**GIVEN INFORMATION**
## start
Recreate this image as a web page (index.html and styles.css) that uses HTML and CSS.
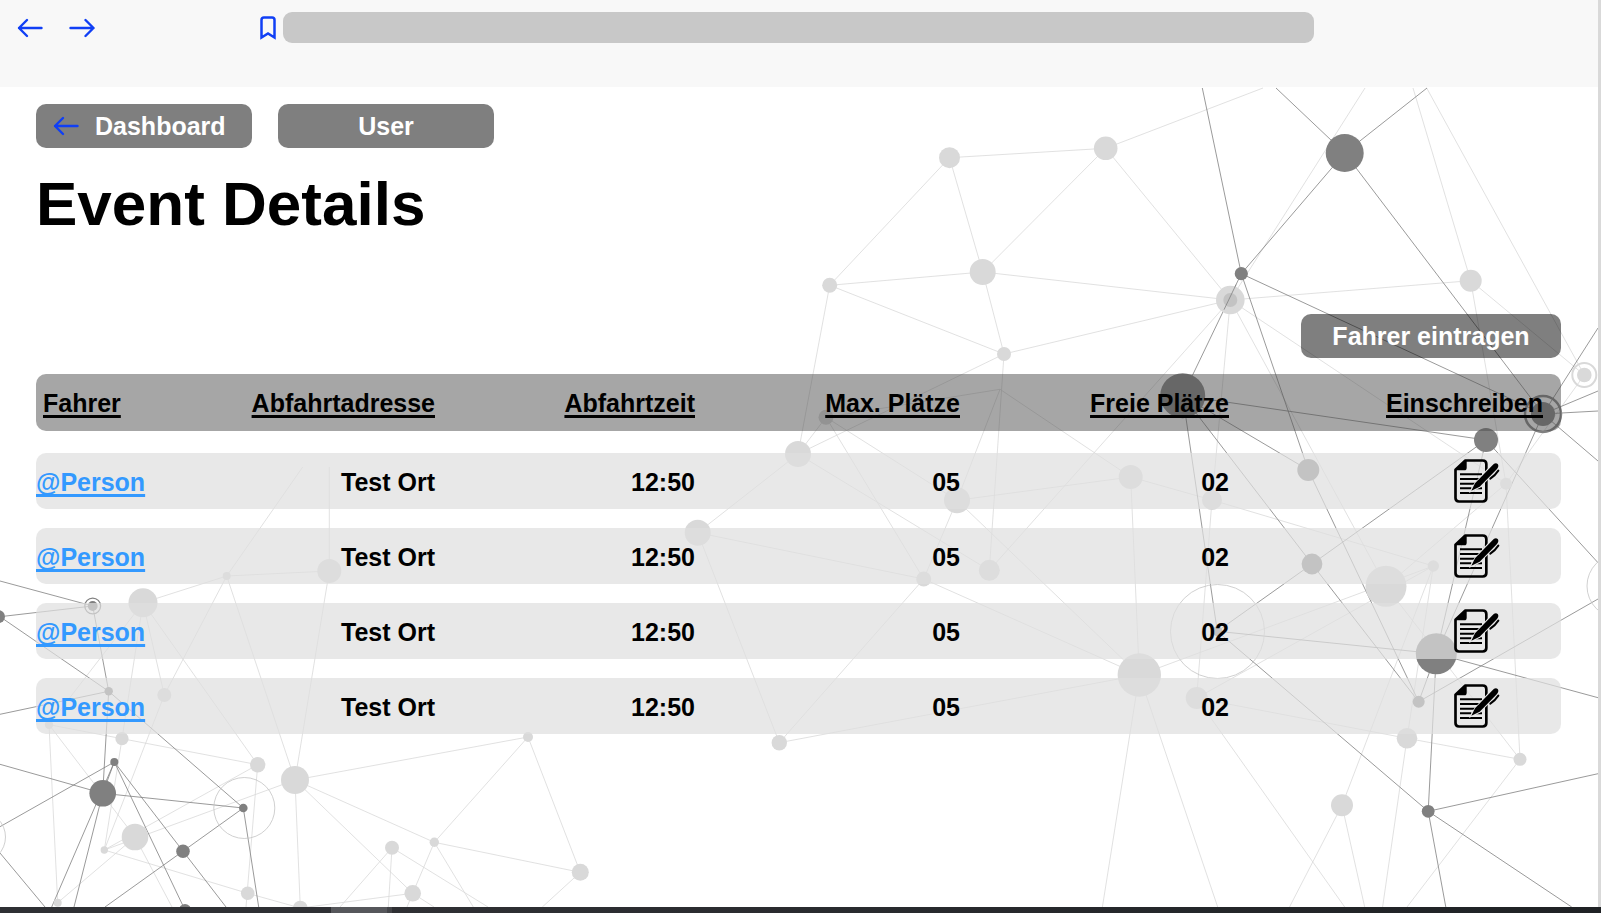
FILE: index.html
```html
<!DOCTYPE html>
<html lang="de">
<head>
<meta charset="utf-8">
<meta name="viewport" content="width=device-width, initial-scale=1">
<title>Event Details</title>
<link rel="stylesheet" href="styles.css">
</head>
<body>
<svg class="sprite" aria-hidden="true">
  <symbol id="arrow-left" viewBox="0 0 26 20"><path d="M24.500 10H2M10 2L2 10l8 8" fill="none" stroke="#103ff5" stroke-width="2.400" stroke-linecap="round" stroke-linejoin="round"/></symbol>
  <symbol id="arrow-right" viewBox="0 0 26 20"><path d="M1.500 10H24.500M16.500 2l8 8-8 8" fill="none" stroke="#103ff5" stroke-width="2.400" stroke-linecap="round" stroke-linejoin="round"/></symbol>
  <symbol id="bookmark" viewBox="0 0 16 24"><path d="M1.500 21.500V4Q1.500 1.500 4 1.500h8q2.500 0 2.500 2.500v17.500L8 17.500z" fill="none" stroke="#103ff5" stroke-width="2.500"/></symbol>
  <symbol id="sign-up" viewBox="0 0 138 132">
    <path d="M34 4.500H86Q97 4.500 97 15V117Q97 127.500 86 127.500H15Q4.500 127.500 4.500 117V32z" fill="none" stroke="#000" stroke-width="8" stroke-linejoin="round"/>
    <path d="M4 32L33 4h5v22q0 8-7 8H4z"/>
    <path d="M18 46H84M18 60H80M18 74H68M18 88H52M64 88H84M18 102H84" stroke="#000" stroke-width="6"/>
    <path d="M53 94L64 74 114 20Q124 9 131 15Q137 21 129 30L76 83z" fill="#e8e8e8" stroke="#e8e8e8" stroke-width="7"/>
    <path d="M52 95L63 73 114 20Q124 9 131 15Q136 21 129 30L77 83z"/>
    <path d="M109 59Q123 50 133 35" fill="none" stroke="#000" stroke-width="6" stroke-linecap="round"/>
  </symbol>
</svg>

<div class="screen">
  <header class="browser-bar">
    <nav class="history">
      <button type="button" class="icon-button" aria-label="Zurück"><svg class="arrow"><use href="#arrow-left"/></svg></button>
      <button type="button" class="icon-button" aria-label="Vorwärts"><svg class="arrow"><use href="#arrow-right"/></svg></button>
    </nav>
    <button type="button" class="icon-button" aria-label="Lesezeichen"><svg class="bookmark"><use href="#bookmark"/></svg></button>
    <input class="address" type="text" aria-label="Adresse">
  </header>

  <main class="stage">
    <svg class="network" viewBox="0 87 1598 820" preserveAspectRatio="xMidYMid slice" aria-hidden="true">
      <!-- faint connections, right cluster -->
      <path class="line" d="M949.5 157.700L1105.700 148.300L1263 88M949.500 157.700L982.700 272L1105.700 148.300L1230.300 300L982.700 272L829.700 285.300L949.500 157.700M982.700 272L1004 354L829.700 285.300L798 454L1004 354L1230.300 300M1004 354L989.300 570.300L1230.300 300M1000 389.300L826 417.300L957 500.300L1000 389.300L1130.700 477L957 500.300L1139.300 675L1130.700 477L1212 500L1433.300 566M826 417.300L798 454L697.700 532.700L923.700 579L826 417.300M798 454L989.300 570.300M697.700 532.700L779.300 742.700L923.700 579L957 500.300M923.700 579L1139.300 675L779.300 742.700"/>
      <path class="line" d="M1230.300 300L1212 500L1196.700 698M1230.300 300L1506 483.700L1386 586.300L1230.300 300L1365 88M1230.300 300L1470.700 280.700L1413 88M1470.700 280.700L1584.300 375L1426.700 88M1470.700 280.700L1506 483.700L1584.300 375M1506 483.700L1520 759.300L1386 586.300M1139.300 675L1433.300 566L1196.700 698L1407 738.300L1520 759.300L1407 907M1433.300 566L1342 805.300L1289.500 907M1342 805.300L1364.700 907M1433.300 566L1407 738.300L1382.600 907M1139.300 675L1102.400 907M1139.300 675L1217.700 907M1196.700 698L1344.700 907"/>
      <!-- faint connections, left cluster -->
      <path class="line" d="M143 602.700L226.700 576L329.300 571V467M226.700 576L302.700 467M226.700 576L164.300 695L143 602.700L49 724.700M226.700 576L295 780L329.300 571M143 602.700L122 738.700L104.300 850L164.300 695M143 602.700L257.700 764.700L49 724.700L57.700 902.700L135 837L49 724.700M257.700 764.700L104.300 850L295 780L300.300 908L247.700 893.300L104.300 850M257.700 764.700L246 907M135 837L172 907M295 780L528 737L580.300 872.300L434.300 842.300L295 780L412.700 893.300L434.300 842.300L528 737M434.300 842.300L473.300 907M392 847.700L340 907M392 847.700L388.300 907M392 847.700L488 907M412.700 893.300L300.300 908M412.700 893.300L434 907M412.700 893.300L407 907M580.300 872.300L542.300 907"/>
      <!-- strong connections -->
      <path class="line strong" d="M1276 88L1344.700 153L1427 88M1344.700 153L1241.300 273.700L1202.300 88M1344.700 153L1543 414L1241.300 273.700L1182.700 395.700L1486 440L1312 564L1182.700 395.700L1308.300 470L1241.300 273.700M1182.700 395.700L1217.300 631.300L1312 564L1418.700 701.700L1308.300 470M1217.300 631.300L1436.300 653.700L1486 440L1598 562.700M1543 414L1436.300 653.700L1598 697.700M1543 414L1598 328M1543 414L1598 391M1543 414L1598 411M1543 414L1598 461M1436.300 653.700L1418.700 701.700L1598 599M1436.300 653.700L1428.200 811.300L1217.300 631.300M1598 773.700L1428.200 811.300L1571.700 907M1428.200 811.300L1445.800 907"/>
      <path class="line strong" d="M0 581L92.700 606L0 616.700L108.700 691.300L92.700 606M0 714.300L108.700 691.300L243.300 808L102.700 793.300L108.700 691.300M0 764.300L102.700 793.300L114.300 762L0 826.700M114.300 762L185 910M114.300 762L226 907M243.300 808L105 907M243.300 808L258.700 907M102.700 793.300L74 907M114.300 762L51.700 907M0 853L45 907"/>
      <g class="ring-thin">
        <circle cx="1217.500" cy="631.500" r="47"/><circle cx="1619" cy="586" r="32"/><circle cx="244.300" cy="808" r="30.500"/><circle cx="-20" cy="837" r="25.500"/>
      </g>
      <g class="node">
        <circle cx="949.500" cy="157.700" r="10.500"/><circle cx="1105.700" cy="148.300" r="11.800"/><circle cx="982.700" cy="272" r="13"/><circle cx="829.700" cy="285.300" r="7.500"/><circle cx="1004" cy="354" r="7"/><circle cx="798" cy="454" r="13"/><circle cx="826" cy="417.300" r="7.500"/><circle cx="957" cy="500.300" r="13"/><circle cx="1130.700" cy="477" r="12"/><circle cx="697.700" cy="532.700" r="13"/><circle cx="923.700" cy="579" r="7.500"/><circle cx="989.300" cy="570.300" r="10.500"/><circle cx="779.300" cy="742.700" r="7.700"/><circle cx="1139.300" cy="675" r="21.700"/><circle cx="1230.300" cy="300" r="14.300"/><circle cx="1470.700" cy="280.700" r="11"/><circle cx="1584.300" cy="375" r="7.300"/><circle cx="1212" cy="500" r="10"/><circle cx="1386" cy="586.300" r="20.500"/><circle cx="1433.300" cy="566" r="5.700"/><circle cx="1506" cy="483.700" r="6"/><circle cx="1196.700" cy="698" r="11"/><circle cx="1407" cy="738.300" r="10.300"/><circle cx="1520" cy="759.300" r="6.500"/><circle cx="1342" cy="805.300" r="11"/>
        <circle cx="143" cy="602.700" r="14.500"/><circle cx="226.700" cy="576" r="4"/><circle cx="329.300" cy="571" r="12"/><circle cx="164.300" cy="695" r="7"/><circle cx="49" cy="724.700" r="4.200"/><circle cx="122" cy="738.700" r="6.600"/><circle cx="257.700" cy="764.700" r="7.700"/><circle cx="295" cy="780" r="14"/><circle cx="135" cy="837" r="13.300"/><circle cx="104.300" cy="850" r="3.700"/><circle cx="247.700" cy="893.300" r="6.800"/><circle cx="300.300" cy="908" r="7.300"/><circle cx="57.700" cy="902.700" r="4"/><circle cx="528" cy="737" r="5"/><circle cx="434.300" cy="842.300" r="4.700"/><circle cx="392" cy="847.700" r="7"/><circle cx="412.700" cy="893.300" r="8.300"/><circle cx="580.300" cy="872.300" r="8.500"/>
      </g>
      <circle class="ring" cx="1584.300" cy="375" r="12"/>
      <circle class="core" cx="1230.300" cy="300" r="7"/>
      <path class="line strong" d="M1236 284.700L1224 309.700"/>
      <g class="node strong">
        <circle cx="1344.700" cy="153" r="19"/><circle cx="1241.300" cy="273.700" r="6.600"/><circle cx="1182.700" cy="395.700" r="22.500"/><circle cx="1543" cy="414" r="12"/><circle cx="1486" cy="440" r="12"/><circle cx="1308.300" cy="470" r="11"/><circle cx="1312" cy="564" r="10.400"/><circle cx="1217.300" cy="631.300" r="5"/><circle cx="1436.300" cy="653.700" r="20.500"/><circle cx="1418.700" cy="701.700" r="6"/><circle cx="1428.200" cy="811.300" r="6.400"/>
        <circle cx="92.700" cy="606" r="4.900"/><circle cx="-1.500" cy="616.700" r="6.500"/><circle cx="108.700" cy="691.300" r="4.200"/><circle cx="114.300" cy="762" r="4"/><circle cx="102.700" cy="793.300" r="13.300"/><circle cx="183" cy="851.300" r="6.800"/><circle cx="243.300" cy="808" r="4.300"/><circle cx="185" cy="910" r="6"/>
      </g>
      <circle class="ring strong" cx="1543" cy="414" r="18"/>
      <circle class="ring strong small" cx="92.700" cy="606" r="7.900"/>
    </svg>

    <nav class="toolbar">
      <button type="button" class="button back"><svg class="arrow"><use href="#arrow-left"/></svg>Dashboard</button>
      <button type="button" class="button">User</button>
    </nav>
    <h1 class="title">Event Details</h1>
    <div class="actions"><button type="button" class="button wide">Fahrer eintragen</button></div>

    <table class="rides">
      <thead>
        <tr class="row head"><th scope="col">Fahrer</th><th scope="col">Abfahrtadresse</th><th scope="col">Abfahrtzeit</th><th scope="col">Max. Plätze</th><th scope="col">Freie Plätze</th><th scope="col">Einschreiben</th></tr>
      </thead>
      <tbody>
        <tr class="row"><td><a class="person" href="#person">@Person</a></td><td>Test Ort</td><td>12:50</td><td>05</td><td>02</td><td><button type="button" class="icon-button" aria-label="Einschreiben"><svg class="sign-up"><use href="#sign-up"/></svg></button></td></tr>
        <tr class="row"><td><a class="person" href="#person">@Person</a></td><td>Test Ort</td><td>12:50</td><td>05</td><td>02</td><td><button type="button" class="icon-button" aria-label="Einschreiben"><svg class="sign-up"><use href="#sign-up"/></svg></button></td></tr>
        <tr class="row"><td><a class="person" href="#person">@Person</a></td><td>Test Ort</td><td>12:50</td><td>05</td><td>02</td><td><button type="button" class="icon-button" aria-label="Einschreiben"><svg class="sign-up"><use href="#sign-up"/></svg></button></td></tr>
        <tr class="row"><td><a class="person" href="#person">@Person</a></td><td>Test Ort</td><td>12:50</td><td>05</td><td>02</td><td><button type="button" class="icon-button" aria-label="Einschreiben"><svg class="sign-up"><use href="#sign-up"/></svg></button></td></tr>
      </tbody>
    </table>
  </main>
</div>
<footer class="dock"></footer>
</body>
</html>
```
FILE: styles.css
```css
* {
  box-sizing: border-box;
}

body {
  margin: 0;
  min-height: 100vh;
  display: flex;
  flex-direction: column;
  background: #fff;
  color: #000;
  font: bold 25px/30px "Liberation Sans", Arial, sans-serif;
}

.sprite {
  position: absolute;
  width: 0;
  height: 0;
}

.screen {
  flex: 1;
  display: flex;
  flex-direction: column;
  border-right: 3px solid #d9d9d9;
}

button {
  border: 0;
  font: inherit;
  cursor: pointer;
}

.icon-button {
  display: block;
  padding: 0;
  background: none;
}

.icon-button svg {
  display: block;
}

.arrow {
  width: 26px;
  height: 20px;
}

.bookmark {
  width: 16px;
  height: 24px;
}

/* Browser bar */
.browser-bar {
  display: flex;
  align-items: center;
  padding: 12px 284px 44px 17px;
  background: #f8f8f8;
}

.history {
  display: flex;
  gap: 26px;
  margin-right: 165px;
}

.address {
  flex: 1;
  min-width: 0;
  height: 31px;
  margin-left: 7px;
  padding: 0 12px;
  border: 0;
  border-radius: 9px;
  background: #c8c8c8;
  font: 16px/20px "Liberation Sans", Arial, sans-serif;
}

/* Page */
.stage {
  position: relative;
  flex: 1;
  padding: 17px 37px 40px 36px;
  overflow: hidden;
}

.stage > * {
  position: relative;
}

.stage > .network {
  position: absolute;
  inset: 0;
  width: 100%;
  height: 100%;
}

.line,
.ring,
.ring-thin {
  fill: none;
  stroke: #d9d9d9;
}

.line {
  stroke-width: 0.8px;
}

.ring-thin {
  stroke: #c4c4c4;
  stroke-width: 0.8px;
}

.ring {
  stroke-width: 2px;
}

.node {
  fill: #d9d9d9;
}

.core {
  fill: #c3c3c3;
}

.line.strong,
.ring.strong {
  stroke: #808080;
}

.ring.strong {
  stroke-width: 2.5px;
}

.ring.strong.small {
  stroke-width: 1.3px;
}

.node.strong {
  fill: #808080;
}

.toolbar {
  display: flex;
  gap: 26px;
}

.button {
  display: flex;
  align-items: center;
  justify-content: center;
  width: 216px;
  height: 44px;
  padding: 0;
  border-radius: 10px;
  background: rgba(0, 0, 0, 0.5);
  color: #fff;
}

.back {
  justify-content: flex-start;
  gap: 16px;
  padding-left: 17px;
}

.wide {
  width: 260px;
}

.title {
  margin: 20px 0 74px;
  font-size: 62px;
  line-height: 72px;
}

.actions {
  display: flex;
  justify-content: flex-end;
  margin-bottom: 16px;
}

/* Rides */
.rides,
.rides tbody {
  display: flex;
  flex-direction: column;
}

.rides {
  gap: 22px;
}

.rides tbody {
  gap: 19px;
}

.row {
  display: grid;
  grid-template-columns: 171fr 228fr 260fr 265fr 269fr 332fr;
  align-items: center;
  height: 56px;
  border-radius: 10px;
  background: rgba(223, 223, 223, 0.71);
}

.row.head {
  height: 57px;
  background: rgba(77, 77, 77, 0.5);
}

.row th,
.row td {
  padding: 0;
  text-align: right;
  white-space: nowrap;
}

.row td {
  padding-top: 1px;
}

.row th {
  text-decoration: underline;
  text-decoration-thickness: 3px;
  text-decoration-skip-ink: none;
  text-underline-offset: 3px;
}

.row > :first-child {
  text-align: left;
}

.row th:first-child {
  padding-left: 7px;
}

.row th:last-child {
  padding-right: 18px;
}

.row td:last-child {
  display: flex;
  justify-content: flex-end;
  padding: 0 61px 0 0;
}

.person {
  color: #3399ff;
  text-decoration-thickness: 3px;
  text-decoration-skip-ink: none;
  text-underline-offset: 3px;
}

.sign-up {
  width: 46px;
  height: 44px;
}

/* Dock */
.dock {
  height: 6px;
  background: linear-gradient(90deg, #2f3034 331px, #56575b 331px 387px, #434448 387px 392px, #2f3034 392px, #1f2225);
}
```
## end
**EXERCISE INSTRUCTIONS**
Which lines above contain "index"? Show each of them.

**OUTPUT FOR THIS EXERCISE**
Recreate this image as a web page (index.html and styles.css) that uses HTML and CSS.
FILE: index.html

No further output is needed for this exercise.